Review: Of Montreal - False Priest

False Priest, the tenth album by Kevin Barnes' technicolour troupe, can be considered as the third album from this current phase of Of Montreal, lifting its title, as with 2008's Skeletal Lamping, from a lyric contained in the band's 2007 near-masterpiece Hissing Fauna, Are You The Destroyer?. Promising a more R'n'B, bass-heavy sound this time around, and featuring contributions from Solange Knowles and critical darling Janelle Monáe, False Priest is in truth no great deviation from the band's recent work, but those deterred by Skeletal Lamping's schizophrenic tendencies may find the slightly more reined-in (by Of Montreal standards) False Priest to be a little more palatable.

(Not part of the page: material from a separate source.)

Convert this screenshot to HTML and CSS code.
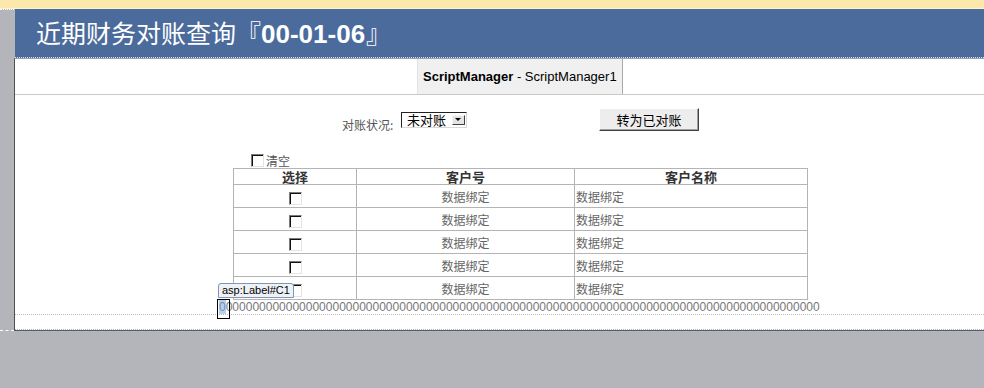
FILE: index.html
```html
<!DOCTYPE html>
<html>
<head>
    <title>近期财务对账查询</title>
    <link rel="stylesheet" href="styles.css">
</head>
<body>
    <div class="topbar"></div>
    <div class="frame">
        <div class="side"></div>
        <div class="main">
            <div class="header">近期财务对账查询<span class="date">『<b>00-01-06</b>』</span></div>
            <div class="content">
                <div class="sm-row">
                    <div class="sm-box"><b>ScriptManager</b> - ScriptManager1</div>
                </div>
                <div class="filter">
                    <span class="filter-label">对账状况:</span>
                    <div class="select"><span class="select-text">未对账</span><span class="select-arrow"></span></div>
                    <button class="btn">转为已对账</button>
                </div>
                <div class="clear-row"><span class="chk"></span>清空</div>
                <table class="grid">
                    <colgroup><col class="c1"><col class="c2"><col class="c3"></colgroup>
                    <tr class="head"><th>选择</th><th>客户号</th><th>客户名称</th></tr>
                    <tr><td class="pick"><span class="chk"></span></td><td class="num">数据绑定</td><td class="name">数据绑定</td></tr>
                    <tr><td class="pick"><span class="chk"></span></td><td class="num">数据绑定</td><td class="name">数据绑定</td></tr>
                    <tr><td class="pick"><span class="chk"></span></td><td class="num">数据绑定</td><td class="name">数据绑定</td></tr>
                    <tr><td class="pick"><span class="chk"></span></td><td class="num">数据绑定</td><td class="name">数据绑定</td></tr>
                    <tr><td class="pick"><span class="chk"></span></td><td class="num">数据绑定</td><td class="name">数据绑定</td></tr>
                </table>
                <div class="zeros"><span class="tag">asp:Label#C1</span><span class="sel">0</span>00000000000000000000000000000000000000000000000000000000000000000000000000000000000000000</div>
                <div class="footer-gap"></div>
            </div>
        </div>
    </div>
</body>
</html>
```

FILE: styles.css
```css
body {
    margin: 0;
    background-color: #b4b5ba;
    font-family: "Noto Sans CJK SC", sans-serif;
}
.topbar {
    height: 8px;
    background-color: #fce8aa;
    border-bottom: 1px solid #fdf3d4;
}
.frame {
    display: flex;
}
.side {
    width: 14px;
    border-top: 1px dotted #ffffff;
    border-bottom: 1px dashed #ffffff;
}
.main {
    flex: 1;
}
.header {
    height: 48px;
    margin-left: 1px;
    padding-left: 21px;
    background-color: #4b6b9d;
    border-bottom: 1px dotted #d5dceb;
    color: #ffffff;
    font-size: 25px;
    line-height: 46px;
    white-space: nowrap;
}
.header .date b {
    margin: 0 1px 0 0;
    font-family: "Liberation Sans", sans-serif;
    font-weight: bold;
    font-size: 26px;
}
.content {
    background-color: #ffffff;
    border-left: 1px solid #4f4f4f;
    border-top: 1px solid #9aa3b3;
    border-bottom: 1px solid #5a5f6a;
}
.sm-row {
    padding-left: 402px;
    border-bottom: 1px solid #c9c9c9;
}
.sm-box {
    box-sizing: border-box;
    width: 206px;
    height: 35px;
    padding-left: 5px;
    background-color: #f0f0f0;
    border-left: 1px solid #e2e2e2;
    border-right: 1px solid #a9a9a9;
    font-family: "Liberation Sans", sans-serif;
    font-size: 13px;
    line-height: 35px;
    color: #000000;
    white-space: nowrap;
}
.filter {
    display: flex;
    align-items: center;
    height: 23px;
    padding-top: 13px;
    padding-left: 327px;
}
.filter-label {
    align-self: flex-end;
    width: 59px;
    font-size: 12px;
    line-height: 12px;
    color: #555555;
}
.select {
    box-sizing: border-box;
    display: flex;
    align-items: center;
    width: 66px;
    height: 16px;
    border-top: 1px solid #222222;
    border-left: 1px solid #222222;
    border-right: 1px solid #d8d8d8;
    border-bottom: 1px solid #d8d8d8;
    background-color: #ffffff;
}
.select-text {
    flex: 1;
    padding-left: 5px;
    font-size: 13px;
    line-height: 14px;
    color: #000000;
}
.select-arrow {
    box-sizing: border-box;
    position: relative;
    width: 13px;
    height: 10px;
    margin-right: 1px;
    background-color: #e4e4e4;
    border-top: 1px solid #f6f6f6;
    border-left: 1px solid #f6f6f6;
    border-right: 1px solid #404040;
    border-bottom: 1px solid #404040;
}
.select-arrow::after {
    content: "";
    position: absolute;
    left: 2px;
    top: 2px;
    border-left: 3px solid transparent;
    border-right: 3px solid transparent;
    border-top: 3px solid #000000;
}
.btn {
    box-sizing: border-box;
    width: 100px;
    height: 23px;
    margin-left: 132px;
    padding: 0;
    background-color: #ededed;
    border: 1px solid;
    border-color: #ffffff #404040 #404040 #ffffff;
    box-shadow: inset -1px -1px #a0a0a0;
    font-family: "Noto Sans CJK SC", sans-serif;
    font-size: 13px;
    line-height: 19px;
    color: #000000;
}
.clear-row {
    display: flex;
    align-items: center;
    height: 15px;
    margin-top: 22px;
    padding-left: 236px;
    font-size: 12px;
    line-height: 15px;
    color: #555555;
}
.chk {
    box-sizing: border-box;
    display: inline-block;
    width: 13px;
    height: 13px;
    margin-right: 2px;
    background-color: #ffffff;
    border: 1px solid;
    border-color: #7a7a7a #e4e4e4 #e4e4e4 #7a7a7a;
    box-shadow: inset 1px 1px #111111;
}
.grid {
    width: 575px;
    margin-left: 218px;
    border-collapse: collapse;
    border: 1px solid #b4b4b4;
}
.grid .c1 {
    width: 123px;
}
.grid .c2 {
    width: 218px;
}
.grid th,
.grid td {
    padding: 0;
    border: 1px solid #b4b4b4;
    font-size: 12px;
    color: #666666;
    font-weight: normal;
}
.grid .head th {
    height: 15px;
    font-size: 13px;
    font-weight: bold;
    color: #333333;
    line-height: 15px;
}
.grid td {
    height: 22px;
}
.grid .pick {
    text-align: center;
}
.grid .pick .chk {
    margin: 0 0 0 1px;
    vertical-align: middle;
}
.grid .num {
    text-align: center;
}
.grid .name {
    padding-left: 1px;
}
.zeros {
    position: relative;
    padding-left: 204px;
    font-family: "Liberation Sans", sans-serif;
    font-size: 12px;
    line-height: 14px;
    color: #777777;
    white-space: nowrap;
}
.tag {
    position: absolute;
    left: 203px;
    top: -17px;
    height: 13px;
    padding: 0 3px;
    background-color: #eef2f7;
    border: 1px solid #8096b5;
    border-radius: 3px 3px 0 0;
    font-size: 11px;
    line-height: 13px;
    color: #000000;
}
.sel {
    position: relative;
    background-color: #b9d1ec;
    color: #6c8fbd;
}
.sel::after {
    content: "";
    position: absolute;
    left: -2px;
    top: -1px;
    width: 11px;
    height: 18px;
    border: 1px solid #000000;
}
.footer-gap {
    height: 14px;
    border-top: 1px dotted #bdbdbd;
    border-bottom: 1px dotted #a8b0bb;
}
```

On Skeletal Lamping, track names and divisions seemed little more than a suggestion; the album could've been divided up any number of ways, or just left as a single hour-long head-f*ck. On False Priest, most of the 13 cuts actually resemble stand-alone, fully-realised songs, although that's not to suggest that they're not packed to the rafters with the usual hysterics and histrionics. Yet whilst Skeletal Lamping, for all its critics, was rife with hooks, False Priest in comparison feels just a little short-changed in that respect, and for all the work and sonic details that Barnes has put into the album, there's not really much to come away with.

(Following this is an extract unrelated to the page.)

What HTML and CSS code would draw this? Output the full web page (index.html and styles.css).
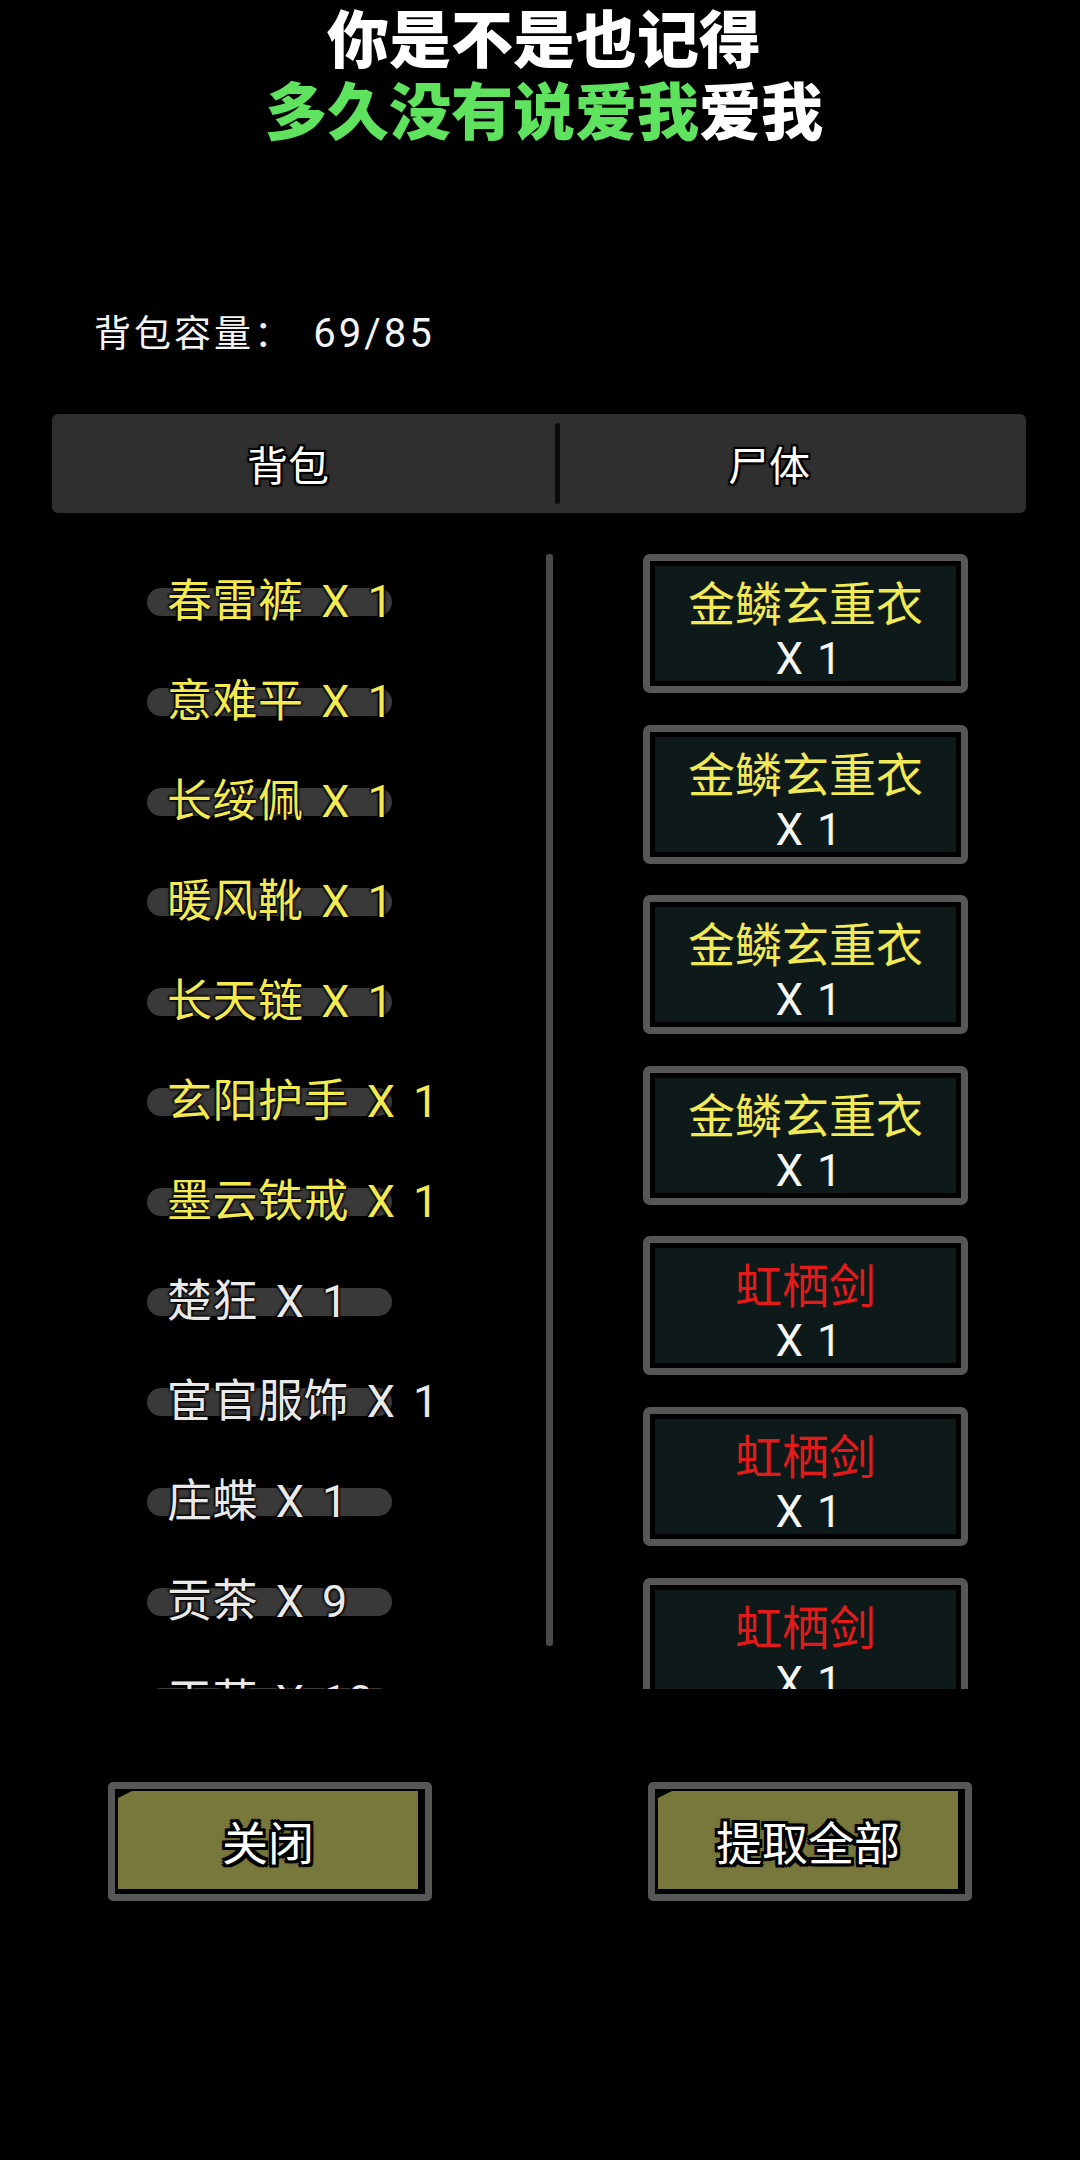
FILE: index.html
```html
<!DOCTYPE html>
<html lang="zh">
<head>
<meta charset="utf-8">
<title>背包</title>
<link rel="stylesheet" href="styles.css">
</head>
<body>
<div class="screen">
  <div class="title">
    <div class="line">你是不是也记得</div>
    <div class="line"><span class="green">多久没有说爱我</span>爱我</div>
  </div>

  <div class="capacity">背包容量： <span class="num">69/85</span></div>

  <div class="tabs">
    <div class="tab tab-left">背包</div>
    <div class="tab-divider"></div>
    <div class="tab tab-right">尸体</div>
  </div>

  <div class="content">
    <div class="bag-list">
      <div class="row"><div class="pill yellow">春雷裤 X 1</div></div>
      <div class="row"><div class="pill yellow">意难平 X 1</div></div>
      <div class="row"><div class="pill yellow">长绥佩 X 1</div></div>
      <div class="row"><div class="pill yellow">暖风靴 X 1</div></div>
      <div class="row"><div class="pill yellow">长天链 X 1</div></div>
      <div class="row"><div class="pill yellow">玄阳护手 X 1</div></div>
      <div class="row"><div class="pill yellow">墨云铁戒 X 1</div></div>
      <div class="row"><div class="pill white">楚狂 X 1</div></div>
      <div class="row"><div class="pill white">宦官服饰 X 1</div></div>
      <div class="row"><div class="pill white">庄蝶 X 1</div></div>
      <div class="row"><div class="pill white">贡茶 X 9</div></div>
      <div class="row"><div class="pill white">干草 X 10</div></div>
    </div>
    <div class="scrollbar"></div>
    <div class="corpse-list">
      <div class="card"><div class="card-inner"><div class="name yellow-t">金鳞玄重衣</div><div class="qty">X 1</div></div></div>
      <div class="card"><div class="card-inner"><div class="name yellow-t">金鳞玄重衣</div><div class="qty">X 1</div></div></div>
      <div class="card"><div class="card-inner"><div class="name yellow-t">金鳞玄重衣</div><div class="qty">X 1</div></div></div>
      <div class="card"><div class="card-inner"><div class="name yellow-t">金鳞玄重衣</div><div class="qty">X 1</div></div></div>
      <div class="card"><div class="card-inner"><div class="name red-t">虹栖剑</div><div class="qty">X 1</div></div></div>
      <div class="card"><div class="card-inner"><div class="name red-t">虹栖剑</div><div class="qty">X 1</div></div></div>
      <div class="card"><div class="card-inner"><div class="name red-t">虹栖剑</div><div class="qty">X 1</div></div></div>
    </div>
  </div>

  <div class="buttons">
    <div class="btn"><div class="btn-fill">关闭</div></div>
    <div class="btn"><div class="btn-fill">提取全部</div></div>
  </div>
</div>
</body>
</html>
```

FILE: styles.css
```css
html, body {
  margin: 0;
  padding: 0;
  background: #000;
}

.screen {
  width: 1080px;
  height: 2160px;
  overflow: hidden;
  background: #000;
  font-family: Roboto, "Noto Sans CJK SC", sans-serif;
  color: #fff;
}

.title {
  padding-left: 8px;
  text-align: center;
  font-family: "Noto Sans CJK SC", sans-serif;
  font-size: 62px;
  font-weight: 900;
  line-height: 72px;
  color: #fff;
}

.title .green {
  color: #5fe35f;
}

.capacity {
  margin-top: 162px;
  padding-left: 94px;
  font-size: 37px;
  line-height: 50px;
  letter-spacing: 3px;
  color: #f4f4f4;
  font-family: "Noto Sans CJK SC", sans-serif;
}

.capacity .num {
  font-family: Roboto, sans-serif;
  font-size: 40px;
  letter-spacing: 3px;
  padding-left: 8px;
}

.tabs {
  margin: 55px 54px 0 52px;
  height: 99px;
  background: #2f2f2f;
  border-radius: 6px;
  display: flex;
  align-items: center;
}

.tab {
  font-family: "Noto Sans CJK SC", sans-serif;
  font-size: 41px;
  line-height: 99px;
  text-align: center;
  color: #fff;
  text-shadow: 2px 0 0 #000, -2px 0 0 #000, 0 2px 0 #000, 0 -2px 0 #000,
    2px 2px 0 #000, -2px -2px 0 #000, 2px -2px 0 #000, -2px 2px 0 #000, 0 0 4px #000;
}

.tab-left {
  width: 503px;
  padding-right: 31px;
  box-sizing: border-box;
}

.tab-right {
  flex: 1;
  padding-right: 48px;
  box-sizing: border-box;
}

.tab-divider {
  width: 5px;
  height: 81px;
  background: #0b0b0b;
  border-radius: 3px;
}

.content {
  margin-top: 39px;
  height: 1137px;
  overflow: hidden;
  display: flex;
  align-items: flex-start;
}

.bag-list {
  margin-left: 147px;
  width: 399px;
  font-family: Roboto, "Noto Sans CJK SC", sans-serif;
}

.row {
  height: 100px;
  display: flex;
  align-items: center;
}

.pill {
  width: 245px;
  height: 28px;
  border-radius: 14px;
  background: #393939;
  box-sizing: border-box;
  padding-left: 20px;
  font-size: 45px;
  line-height: 28px;
  white-space: nowrap;
  overflow: visible;
  letter-spacing: 0.5px;
  word-spacing: 6px;
}

.pill.yellow {
  color: #f3ea52;
  text-shadow: 0 0 3px #000, 0 0 3px #000, 1px 1px 2px #000, -1px -1px 2px #000;
}

.pill.white {
  color: #e9e9e9;
  text-shadow: 0 0 3px #000, 0 0 3px #000, 1px 1px 2px #000, -1px -1px 2px #000;
}

.scrollbar {
  margin-top: 2px;
  width: 7px;
  height: 1092px;
  background: #4a4a4a;
  border-radius: 3px;
}

.corpse-list {
  margin-left: 90px;
  width: 325px;
  padding-top: 2px;
}

.card {
  height: 139px;
  box-sizing: border-box;
  border: 7px solid #575757;
  border-radius: 7px;
  background: #000;
  padding: 5px;
  margin-bottom: 31.6px;
}

.card-inner {
  height: 100%;
  background: #0e1a1a;
  text-align: center;
  padding-top: 5px;
  box-sizing: border-box;
}

.name {
  font-family: "Noto Sans CJK SC", sans-serif;
  font-size: 47px;
  line-height: 60px;
}

.yellow-t {
  color: #f1e955;
}

.red-t {
  color: #e21a1a;
}

.qty {
  font-family: Roboto, sans-serif;
  font-size: 44px;
  line-height: 56px;
  color: #f6f6f6;
  padding-left: 6px;
  word-spacing: 3px;
}

.buttons {
  margin-top: 93px;
  padding-left: 108px;
  display: flex;
  gap: 216px;
}

.btn {
  width: 324px;
  height: 119px;
  box-sizing: border-box;
  border: 7px solid #575757;
  border-radius: 5px;
  background: #000;
  padding: 2px 7px 5px 3px;
}

.btn-fill {
  height: 100%;
  background: #78783c;
  clip-path: polygon(14px 0, 100% 0, 100% 100%, 0 100%, 0 7px);
  font-family: "Noto Sans CJK SC", sans-serif;
  font-size: 46px;
  line-height: 98px;
  text-align: center;
  color: #fff;
  text-shadow: 3px 0 0 #000, -3px 0 0 #000, 0 3px 0 #000, 0 -3px 0 #000,
    3px 3px 0 #000, -3px -3px 0 #000, 3px -3px 0 #000, -3px 3px 0 #000,
    0 0 5px #000;
}
```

Barnes himself is a factor of his own downfall. His increasingly grating falsetto, coupled with his endless vocal overdubbing, and overly-verbose wordplay, reach new heights on False Priest, all too often suffocating the sounds of his fellow bandmates. Even with that aside, there are a couple of limp efforts here, particularly in the middle third; the soggy Hydra Fancies squelches along with no great purpose, and Girl Named Hello sees Barnes repeating "If I treated someone else / the way I treat myself / I'd be in jail", with diminishing effect, over an endlessly recycled indie-funk track which is fast becoming Of Montreal's stock in trade.

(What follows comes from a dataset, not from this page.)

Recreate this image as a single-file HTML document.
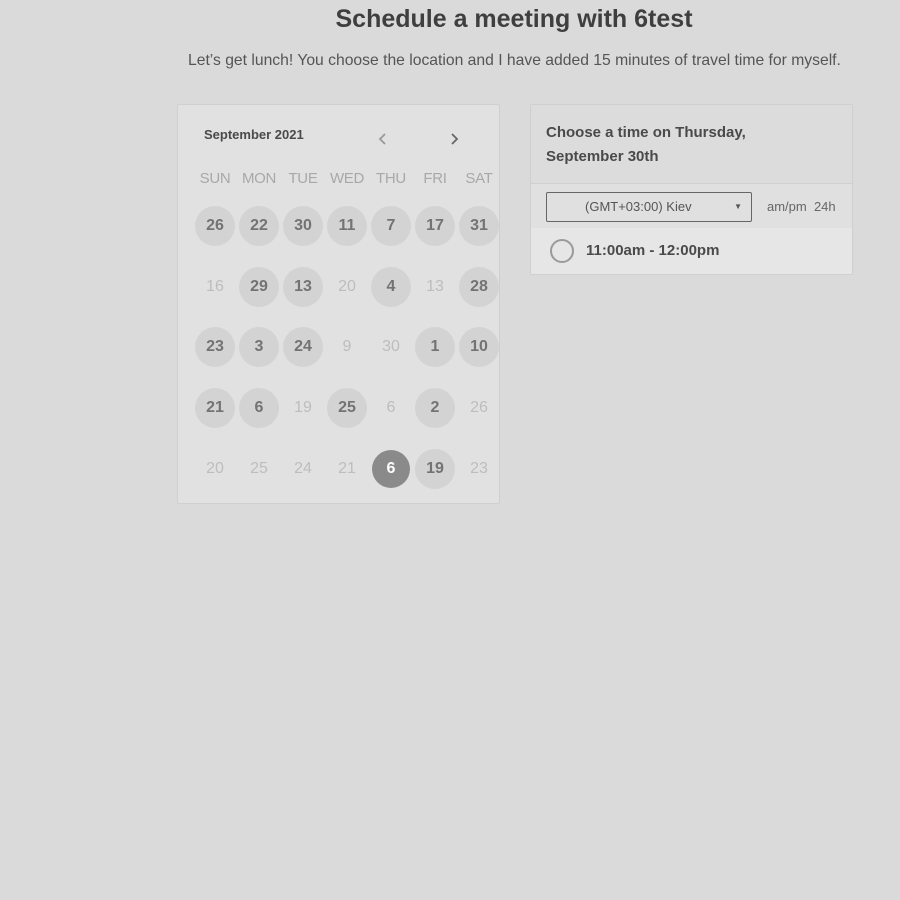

When Barnes throttles it back a bit in the latter third though, the rest of the band raise their game too.  Famine Affair is a surprisingly straightforward slice of 80's pop, made fun by Barnes' sulking ("go 'way, go 'way/ / you're a bad thing"). The morbid piano ballad of Casualty Affair sees Kevin Barnes laid bare (no, not like the notorious Las Vegas incident); "It's not fair / it shouldn't be like this/ you shouldn't be so compulsed" he cries, and then sighes "I dunno..../you should be more....awkward". That's followed by Around The Way, an edgy piece of synthpop that recalls Bowies Ashes To Ashes. First single Coquet Coquette is a success too, it's combination of Kinksy guitars and a galavanting chorus an appealing blend.

What of the guest appearances? Well, Solange Knowles is wasted on Sex Karma, trying and failing to out-diva Kevin Barnes. Far more successful is Monae, her suave delivery on Enemy Gene providing one of the more memorable choruses here.

There's much to enjoy about False Priest - I still haven't grown tired or Barnes' hilarious monologue on Our Riotous Defects - and Of Montreal continue to occupy an indie-sphere entirely their own. But Kevin Barnes has to draw inspiration from elsewhere next time; the arty love-damaged soul schtick is becoming increasingly thin and disingenuous.

P.S. David Barnes' psychotic artwork is, as ever, amazing.